Let’s see how Arthur Martinez of Sears was able to take action in spite of his insider status, when he came to the sad but necessary conclusion that he must fire someone he cared about a lot. Arthur was a high-ranking executive at the BATUS retail group (the onetime U.S. subsidiary of British American Tobacco that owned numerous department stores, including Saks, Gimbel’s, and Marshall Field’s) when two of its department store chains were failing.
The CEO of one of the chains was a well-liked, longtime employee with a large and loyal following among the managers. In earlier years, he had been able to do an admirable job of building the chain and its brand. That was why some pleaded with Arthur to keep him. Others agreed with Arthur, who saw him “out of gas,” unable to keep up, as industry consolidation and competition intensified. His poor performance had gone on for several years, and the chain’s financials were slowly deteriorating. Pressure to perform at BATUS was increasing at that time, as tobacco companies were coming under increasing attack by regulators and interest groups. Looking beyond the immediate situation, Arthur was anticipating that a hostile event could take place in such an environment. Sure enough — into this difficult business environment strode the specter of an imminent hostile takeover by British financier Sir James Goldsmith, adding incentive to improve financial performance and consider engineering a spin-off of the retail group, which ultimately took place.
Arthur had to take all of these factors into consideration as he analyzed the situation before him and weighed the alternatives. He knew and liked the man personally but had to weigh many factors: the risk of moving a popular executive from office with the subsequent loss of knowledge, loss of expertise, and impact on hundreds or thousands of employees loyal to the executive against the uncertain improvement in the retail chain’s performance that might ensue by putting someone else in charge. Before firing a once valuable employee, any prudent executive will have exhausted other remedies: coaching, reinforcement of performance goals, setting of deadlines. And Arthur had done just this.

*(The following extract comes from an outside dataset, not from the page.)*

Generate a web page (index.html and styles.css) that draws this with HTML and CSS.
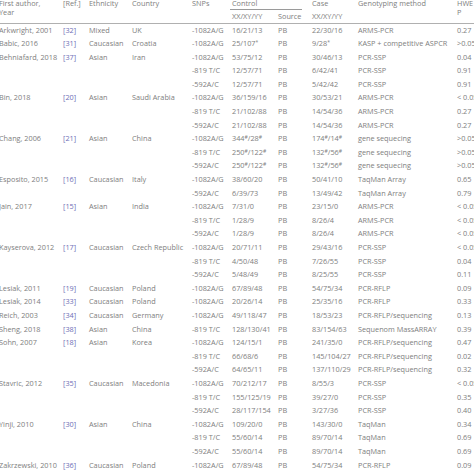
FILE: index.html
```html
<!DOCTYPE html>
<html>
<head>
<meta charset="utf-8">
<link rel="stylesheet" href="styles.css">
</head>
<body>
<table class="t">
<colgroup>
<col class="c-author"><col class="c-ref"><col class="c-eth"><col class="c-country"><col class="c-snp"><col class="c-ctrl"><col class="c-src"><col class="c-case"><col class="c-method"><col class="c-hwe">
</colgroup>
<thead>
<tr class="h1">
<th rowspan="2">First author,<br>Year</th>
<th rowspan="2">[Ref.]</th>
<th rowspan="2">Ethnicity</th>
<th rowspan="2">Country</th>
<th rowspan="2">SNPs</th>
<th colspan="2"><div class="ctrl">Control</div></th>
<th>Case</th>
<th rowspan="2">Genotyping method</th>
<th rowspan="2">HWE<br>P</th>
</tr>
<tr class="h2">
<th>XX/XY/YY</th>
<th>Source</th>
<th>XX/XY/YY</th>
</tr>
</thead>
<tbody>
<tr><td>Arkwright, 2001</td><td class="ref">[32]</td><td>Mixed</td><td>UK</td><td>-1082A/G</td><td>16/21/13</td><td>PB</td><td>22/30/16</td><td>ARMS-PCR</td><td>0.27</td></tr>
<tr><td>Babic, 2016</td><td class="ref">[31]</td><td>Caucasian</td><td>Croatia</td><td>-1082A/G</td><td>25/107<sup>*</sup></td><td>PB</td><td>9/28<sup>*</sup></td><td>KASP + competitive ASPCR</td><td>&gt;0.05</td></tr>
<tr><td>Behniafard, 2018</td><td class="ref">[37]</td><td>Asian</td><td>Iran</td><td>-1082A/G</td><td>53/75/12</td><td>PB</td><td>30/46/13</td><td>PCR-SSP</td><td>0.04</td></tr>
<tr><td></td><td></td><td></td><td></td><td>-819 T/C</td><td>12/57/71</td><td>PB</td><td>6/42/41</td><td>PCR-SSP</td><td>0.91</td></tr>
<tr><td></td><td></td><td></td><td></td><td>-592A/C</td><td>12/57/71</td><td>PB</td><td>5/42/42</td><td>PCR-SSP</td><td>0.91</td></tr>
<tr><td>Bin, 2018</td><td class="ref">[20]</td><td>Asian</td><td>Saudi Arabia</td><td>-1082A/G</td><td>36/159/16</td><td>PB</td><td>30/53/21</td><td>ARMS-PCR</td><td>&lt; 0.05</td></tr>
<tr><td></td><td></td><td></td><td></td><td>-819 T/C</td><td>21/102/88</td><td>PB</td><td>14/54/36</td><td>ARMS-PCR</td><td>0.27</td></tr>
<tr><td></td><td></td><td></td><td></td><td>-592A/C</td><td>21/102/88</td><td>PB</td><td>14/54/36</td><td>ARMS-PCR</td><td>0.27</td></tr>
<tr><td>Chang, 2006</td><td class="ref">[21]</td><td>Asian</td><td>China</td><td>-1082A/G</td><td>344<sup>#</sup>/28<sup>#</sup></td><td>PB</td><td>174<sup>#</sup>/14<sup>#</sup></td><td>gene sequecing</td><td>&gt;0.05</td></tr>
<tr><td></td><td></td><td></td><td></td><td>-819 T/C</td><td>250<sup>#</sup>/122<sup>#</sup></td><td>PB</td><td>132<sup>#</sup>/56<sup>#</sup></td><td>gene sequecing</td><td>&gt;0.05</td></tr>
<tr><td></td><td></td><td></td><td></td><td>-592A/C</td><td>250<sup>#</sup>/122<sup>#</sup></td><td>PB</td><td>132<sup>#</sup>/56<sup>#</sup></td><td>gene sequecing</td><td>&gt;0.05</td></tr>
<tr><td>Esposito, 2015</td><td class="ref">[16]</td><td>Caucasian</td><td>Italy</td><td>-1082A/G</td><td>38/60/20</td><td>PB</td><td>50/41/10</td><td>TaqMan Array</td><td>0.65</td></tr>
<tr><td></td><td></td><td></td><td></td><td>-592A/C</td><td>6/39/73</td><td>PB</td><td>13/49/42</td><td>TaqMan Array</td><td>0.79</td></tr>
<tr><td>Jain, 2017</td><td class="ref">[15]</td><td>Asian</td><td>India</td><td>-1082A/G</td><td>7/31/0</td><td>PB</td><td>23/15/0</td><td>ARMS-PCR</td><td>&lt; 0.05</td></tr>
<tr><td></td><td></td><td></td><td></td><td>-819 T/C</td><td>1/28/9</td><td>PB</td><td>8/26/4</td><td>ARMS-PCR</td><td>&lt; 0.05</td></tr>
<tr><td></td><td></td><td></td><td></td><td>-592A/C</td><td>1/28/9</td><td>PB</td><td>8/26/4</td><td>ARMS-PCR</td><td>&lt; 0.05</td></tr>
<tr><td>Kayserova, 2012</td><td class="ref">[17]</td><td>Caucasian</td><td>Czech Republic</td><td>-1082A/G</td><td>20/71/11</td><td>PB</td><td>29/43/16</td><td>PCR-SSP</td><td>&lt; 0.05</td></tr>
<tr><td></td><td></td><td></td><td></td><td>-819 T/C</td><td>4/50/48</td><td>PB</td><td>7/26/55</td><td>PCR-SSP</td><td>0.04</td></tr>
<tr><td></td><td></td><td></td><td></td><td>-592A/C</td><td>5/48/49</td><td>PB</td><td>8/25/55</td><td>PCR-SSP</td><td>0.11</td></tr>
<tr><td>Lesiak, 2011</td><td class="ref">[19]</td><td>Caucasian</td><td>Poland</td><td>-1082A/G</td><td>67/89/48</td><td>PB</td><td>54/75/34</td><td>PCR-RFLP</td><td>0.09</td></tr>
<tr><td>Lesiak, 2014</td><td class="ref">[33]</td><td>Caucasian</td><td>Poland</td><td>-1082A/G</td><td>20/26/14</td><td>PB</td><td>25/35/16</td><td>PCR-RFLP</td><td>0.33</td></tr>
<tr><td>Reich, 2003</td><td class="ref">[34]</td><td>Caucasian</td><td>Germany</td><td>-1082A/G</td><td>49/118/47</td><td>PB</td><td>18/53/23</td><td>PCR-RFLP/sequencing</td><td>0.13</td></tr>
<tr><td>Sheng, 2018</td><td class="ref">[38]</td><td>Asian</td><td>China</td><td>-819 T/C</td><td>128/130/41</td><td>PB</td><td>83/154/63</td><td>Sequenom MassARRAY</td><td>0.39</td></tr>
<tr><td>Sohn, 2007</td><td class="ref">[18]</td><td>Asian</td><td>Korea</td><td>-1082A/G</td><td>124/15/1</td><td>PB</td><td>241/35/0</td><td>PCR-RFLP/sequencing</td><td>0.47</td></tr>
<tr><td></td><td></td><td></td><td></td><td>-819 T/C</td><td>66/68/6</td><td>PB</td><td>145/104/27</td><td>PCR-RFLP/sequencing</td><td>0.02</td></tr>
<tr><td></td><td></td><td></td><td></td><td>-592A/C</td><td>64/65/11</td><td>PB</td><td>137/110/29</td><td>PCR-RFLP/sequencing</td><td>0.32</td></tr>
<tr><td>Stavric, 2012</td><td class="ref">[35]</td><td>Caucasian</td><td>Macedonia</td><td>-1082A/G</td><td>70/212/17</td><td>PB</td><td>8/55/3</td><td>PCR-SSP</td><td>&lt; 0.05</td></tr>
<tr><td></td><td></td><td></td><td></td><td>-819 T/C</td><td>155/125/19</td><td>PB</td><td>39/27/0</td><td>PCR-SSP</td><td>0.35</td></tr>
<tr><td></td><td></td><td></td><td></td><td>-592A/C</td><td>28/117/154</td><td>PB</td><td>3/27/36</td><td>PCR-SSP</td><td>0.40</td></tr>
<tr><td>Yinji, 2010</td><td class="ref">[30]</td><td>Asian</td><td>China</td><td>-1082A/G</td><td>109/20/0</td><td>PB</td><td>143/30/0</td><td>TaqMan</td><td>0.34</td></tr>
<tr><td></td><td></td><td></td><td></td><td>-819 T/C</td><td>55/60/14</td><td>PB</td><td>89/70/14</td><td>TaqMan</td><td>0.69</td></tr>
<tr><td></td><td></td><td></td><td></td><td>-592A/C</td><td>55/60/14</td><td>PB</td><td>89/70/14</td><td>TaqMan</td><td>0.69</td></tr>
<tr><td>Zakrzewski, 2010</td><td class="ref">[36]</td><td>Caucasian</td><td>Poland</td><td>-1082A/G</td><td>67/89/48</td><td>PB</td><td>54/75/34</td><td>PCR-RFLP</td><td>0.09</td></tr>
</tbody>
</table>
</body>
</html>
```
FILE: styles.css
```css
html, body {
  margin: 0;
  padding: 0;
  background: #ffffff;
  overflow: hidden;
}
.t {
  table-layout: fixed;
  border-collapse: collapse;
  width: 500px;
  margin-left: -1px;
  margin-top: -1.2px;
  font-family: "Open Sans", "Noto Sans", sans-serif;
  font-size: 7.3px;
  color: #7e7e7e;
}
.c-author { width: 64px; }
.c-ref { width: 26px; }
.c-eth { width: 43px; }
.c-country { width: 60px; }
.c-snp { width: 40px; }
.c-ctrl { width: 46px; }
.c-src { width: 34px; }
.c-case { width: 46px; }
.c-method { width: 99px; }
.c-hwe { width: 42px; }
.t th, .t td {
  padding: 0;
  text-align: left;
  white-space: nowrap;
  font-weight: normal;
  vertical-align: top;
}
.t th {
  line-height: 9px;
}
.h1 th {
  padding-bottom: 1.5px;
}
.ctrl {
  margin-left: -2px;
  padding-left: 2px;
  margin-right: 10px;
  margin-bottom: -1.5px;
  padding-bottom: 1.5px;
  border-bottom: 0.8px solid #9a9a9a;
}
.h2 th {
  padding-top: 1.2px;
  padding-bottom: 2px;
}
.t thead {
  border-bottom: 1px solid #b0b0b0;
}
.t td {
  height: 13.6px;
  line-height: 13.6px;
}
.t td.ref {
  color: #6e6eb6;
}
.t sup {
  font-size: 5px;
  line-height: 0;
  vertical-align: 2.5px;
}
```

Ultimately, he made the tough decision to act, engineered the man’s resignation, and instituted a host of changes in personnel and strategy.
In a story of similar challenge, five topflight sales executives of the national accounts team left Ecolab to form a competitor, creating a great deal of uncertainty and worry among the division leaders. Al Schuman launched an immediate communications blitz, rallying everyone to work together to recover from what he labeled as “our December 7.” He also launched a counterattack on the new competitor to prevent its becoming a real threat.1 He credits this intense passion to win to experiences in his youth and in early employment.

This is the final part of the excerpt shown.